Reel sektörde tahsilâtlar zorlaşmıştır. Piyasada ciddi bir güven orunu oluşmuştur. Hatay’da sanayici, esnaf ve çiftçiler ciddi zorluklar içerisindedir. Nakit sıkışıklığı hemen her sektörde hissediliyor. Artık krediler hem çok maliyetli hem de artık kredilere eskisi kadar rahat ve ucuz erişilemiyor. Tahsilâtlar zorlaştı, vadeler giderek uzuyor. Devletin Suriyeliler için harcadığı paralar yüzünden Türk vatandaşları fakirleşiyor. Hatay artık bir nevi Ortadoğulaştı.
Ama çare var! çünkü önümüzdeki 31 Mart’ta yerel seçimler var. Hataylıların, toplumu kucaklayacak belediye başkan adaylarına ihtiyacı var. Ve Hataylılar önümüzdeki yerel seçimlerde oyunu doğru adaylar için kullanmalıdır. Hataylılar 31 Mart’ta mutlaka sandığa gitmeli, oyunu kullanırken oyuna gelmemelidir. Seçilecek Büyükşehir Belediye Başkanı Hatay’ı geliştirmek ve modernleştirmek için Hatay’ı sahiplenmeli devletten teşvik görmelidir.
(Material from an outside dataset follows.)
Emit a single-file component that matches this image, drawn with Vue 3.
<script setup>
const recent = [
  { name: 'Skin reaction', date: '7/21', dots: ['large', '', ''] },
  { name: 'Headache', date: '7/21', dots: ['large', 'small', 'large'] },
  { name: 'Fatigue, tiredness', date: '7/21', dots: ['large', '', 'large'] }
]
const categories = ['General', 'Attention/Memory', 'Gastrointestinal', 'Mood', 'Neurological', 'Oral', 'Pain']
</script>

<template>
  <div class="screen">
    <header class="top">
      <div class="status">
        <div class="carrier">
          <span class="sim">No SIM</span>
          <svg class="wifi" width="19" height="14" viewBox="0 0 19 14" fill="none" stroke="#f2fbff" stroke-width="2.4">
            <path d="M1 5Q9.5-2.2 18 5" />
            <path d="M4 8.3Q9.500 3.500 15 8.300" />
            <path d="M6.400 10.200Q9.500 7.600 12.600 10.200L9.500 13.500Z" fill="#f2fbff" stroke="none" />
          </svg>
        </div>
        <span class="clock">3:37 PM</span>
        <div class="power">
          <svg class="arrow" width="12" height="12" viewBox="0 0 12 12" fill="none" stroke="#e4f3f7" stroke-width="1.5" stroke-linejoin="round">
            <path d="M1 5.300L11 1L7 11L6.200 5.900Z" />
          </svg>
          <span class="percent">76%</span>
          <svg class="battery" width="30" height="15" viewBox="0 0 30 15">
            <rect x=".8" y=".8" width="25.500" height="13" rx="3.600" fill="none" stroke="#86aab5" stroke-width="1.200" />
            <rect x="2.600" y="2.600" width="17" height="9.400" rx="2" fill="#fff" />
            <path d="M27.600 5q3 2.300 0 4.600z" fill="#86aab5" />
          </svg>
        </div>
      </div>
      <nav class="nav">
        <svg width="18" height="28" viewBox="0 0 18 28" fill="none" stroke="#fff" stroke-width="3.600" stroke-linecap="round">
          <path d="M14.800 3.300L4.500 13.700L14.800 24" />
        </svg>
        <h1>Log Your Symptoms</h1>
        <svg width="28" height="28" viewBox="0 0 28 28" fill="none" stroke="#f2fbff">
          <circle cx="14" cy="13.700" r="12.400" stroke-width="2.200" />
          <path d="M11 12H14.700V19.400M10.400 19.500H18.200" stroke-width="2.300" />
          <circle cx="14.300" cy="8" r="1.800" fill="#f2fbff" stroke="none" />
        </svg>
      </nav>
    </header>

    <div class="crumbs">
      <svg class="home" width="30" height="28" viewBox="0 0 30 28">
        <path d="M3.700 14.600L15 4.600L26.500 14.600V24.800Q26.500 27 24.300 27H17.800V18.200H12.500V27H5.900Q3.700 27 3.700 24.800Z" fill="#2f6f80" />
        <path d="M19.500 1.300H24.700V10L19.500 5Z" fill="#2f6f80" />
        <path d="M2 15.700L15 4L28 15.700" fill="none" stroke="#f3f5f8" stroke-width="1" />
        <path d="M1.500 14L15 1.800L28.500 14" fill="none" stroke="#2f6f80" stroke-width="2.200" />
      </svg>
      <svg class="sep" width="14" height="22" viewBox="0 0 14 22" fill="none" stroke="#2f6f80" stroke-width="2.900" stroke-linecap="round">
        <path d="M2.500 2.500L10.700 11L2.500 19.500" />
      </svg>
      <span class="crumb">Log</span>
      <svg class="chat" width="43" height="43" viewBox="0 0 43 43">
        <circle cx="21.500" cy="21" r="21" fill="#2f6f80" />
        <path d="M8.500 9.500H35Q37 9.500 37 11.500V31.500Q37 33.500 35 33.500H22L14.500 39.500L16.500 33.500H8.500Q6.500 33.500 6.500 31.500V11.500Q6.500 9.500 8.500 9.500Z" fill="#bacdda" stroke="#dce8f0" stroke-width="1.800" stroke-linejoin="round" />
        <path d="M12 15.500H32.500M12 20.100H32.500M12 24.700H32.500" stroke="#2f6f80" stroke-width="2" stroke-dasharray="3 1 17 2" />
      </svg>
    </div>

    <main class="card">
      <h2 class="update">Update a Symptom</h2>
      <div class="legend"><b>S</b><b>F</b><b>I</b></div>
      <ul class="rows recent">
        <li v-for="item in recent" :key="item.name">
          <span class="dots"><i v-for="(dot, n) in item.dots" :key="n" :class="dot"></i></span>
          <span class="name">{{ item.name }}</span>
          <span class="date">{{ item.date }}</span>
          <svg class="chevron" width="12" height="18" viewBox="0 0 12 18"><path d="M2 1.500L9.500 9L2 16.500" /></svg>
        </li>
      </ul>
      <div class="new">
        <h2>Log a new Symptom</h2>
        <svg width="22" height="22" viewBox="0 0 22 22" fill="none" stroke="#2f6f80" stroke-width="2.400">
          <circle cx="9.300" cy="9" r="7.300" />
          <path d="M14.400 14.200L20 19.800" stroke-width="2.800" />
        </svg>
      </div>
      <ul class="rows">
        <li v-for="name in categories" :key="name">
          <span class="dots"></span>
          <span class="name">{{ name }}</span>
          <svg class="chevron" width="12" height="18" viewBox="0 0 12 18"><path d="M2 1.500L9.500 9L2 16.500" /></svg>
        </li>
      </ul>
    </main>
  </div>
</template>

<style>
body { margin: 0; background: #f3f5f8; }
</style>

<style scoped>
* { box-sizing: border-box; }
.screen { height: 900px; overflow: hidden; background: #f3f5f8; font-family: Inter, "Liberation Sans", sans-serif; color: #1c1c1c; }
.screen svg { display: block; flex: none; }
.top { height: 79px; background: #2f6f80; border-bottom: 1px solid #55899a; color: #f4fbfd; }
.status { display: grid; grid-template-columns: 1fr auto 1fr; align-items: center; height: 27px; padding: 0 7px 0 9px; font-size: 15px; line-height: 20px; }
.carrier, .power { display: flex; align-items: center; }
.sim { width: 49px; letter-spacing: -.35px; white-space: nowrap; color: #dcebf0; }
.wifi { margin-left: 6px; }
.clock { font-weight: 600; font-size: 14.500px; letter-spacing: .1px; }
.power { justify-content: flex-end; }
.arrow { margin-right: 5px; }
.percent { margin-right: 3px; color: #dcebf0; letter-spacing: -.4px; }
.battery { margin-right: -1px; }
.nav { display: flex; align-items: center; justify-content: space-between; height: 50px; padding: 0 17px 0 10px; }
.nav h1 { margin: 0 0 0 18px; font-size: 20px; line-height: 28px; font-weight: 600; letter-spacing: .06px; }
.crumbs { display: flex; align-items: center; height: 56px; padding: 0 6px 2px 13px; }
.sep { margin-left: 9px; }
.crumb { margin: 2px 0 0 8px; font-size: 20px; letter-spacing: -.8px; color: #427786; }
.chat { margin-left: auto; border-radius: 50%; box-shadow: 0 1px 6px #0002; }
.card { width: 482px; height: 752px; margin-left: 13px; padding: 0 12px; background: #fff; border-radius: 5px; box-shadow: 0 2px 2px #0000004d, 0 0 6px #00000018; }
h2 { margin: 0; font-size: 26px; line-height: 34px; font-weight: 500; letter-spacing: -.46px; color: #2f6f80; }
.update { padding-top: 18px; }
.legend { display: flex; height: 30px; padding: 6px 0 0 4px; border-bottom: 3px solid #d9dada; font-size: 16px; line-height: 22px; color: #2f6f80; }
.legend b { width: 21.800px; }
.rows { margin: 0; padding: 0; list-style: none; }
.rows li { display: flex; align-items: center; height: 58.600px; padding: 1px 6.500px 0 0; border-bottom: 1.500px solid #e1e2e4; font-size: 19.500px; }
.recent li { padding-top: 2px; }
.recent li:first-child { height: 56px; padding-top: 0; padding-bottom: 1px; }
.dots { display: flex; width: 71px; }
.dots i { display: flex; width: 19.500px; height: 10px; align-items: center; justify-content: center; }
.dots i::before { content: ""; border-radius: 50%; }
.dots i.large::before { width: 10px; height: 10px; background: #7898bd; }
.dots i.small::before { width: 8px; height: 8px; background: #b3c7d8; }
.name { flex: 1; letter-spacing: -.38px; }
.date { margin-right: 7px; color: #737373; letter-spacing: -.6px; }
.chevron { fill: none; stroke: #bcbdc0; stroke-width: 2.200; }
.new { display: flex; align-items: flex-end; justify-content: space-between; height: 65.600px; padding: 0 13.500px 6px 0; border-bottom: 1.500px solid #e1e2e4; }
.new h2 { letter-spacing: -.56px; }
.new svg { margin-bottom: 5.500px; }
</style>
Hataylılar 1 Nisan sabahı sevgi dolu bir dünyaya uyanmalıdır. TÜİK verilerine göre Hatay, Türkiye’nin en mutsuz illeri arasında yer alıyor. Oysaki mutlu olmak her insanın hayattaki en büyük amaçlarından biridir. 31 Mart’ta seçilecek belediye başkanları, herkesin başkanı olmalıdır. Yeni seçilecek belediye başkanları her yerde hizmet, herkese hizmet üretmelidir. Çünkü Hataylılar mutluluğu hak ediyor. Hiçbir sorun çaresiz değildir.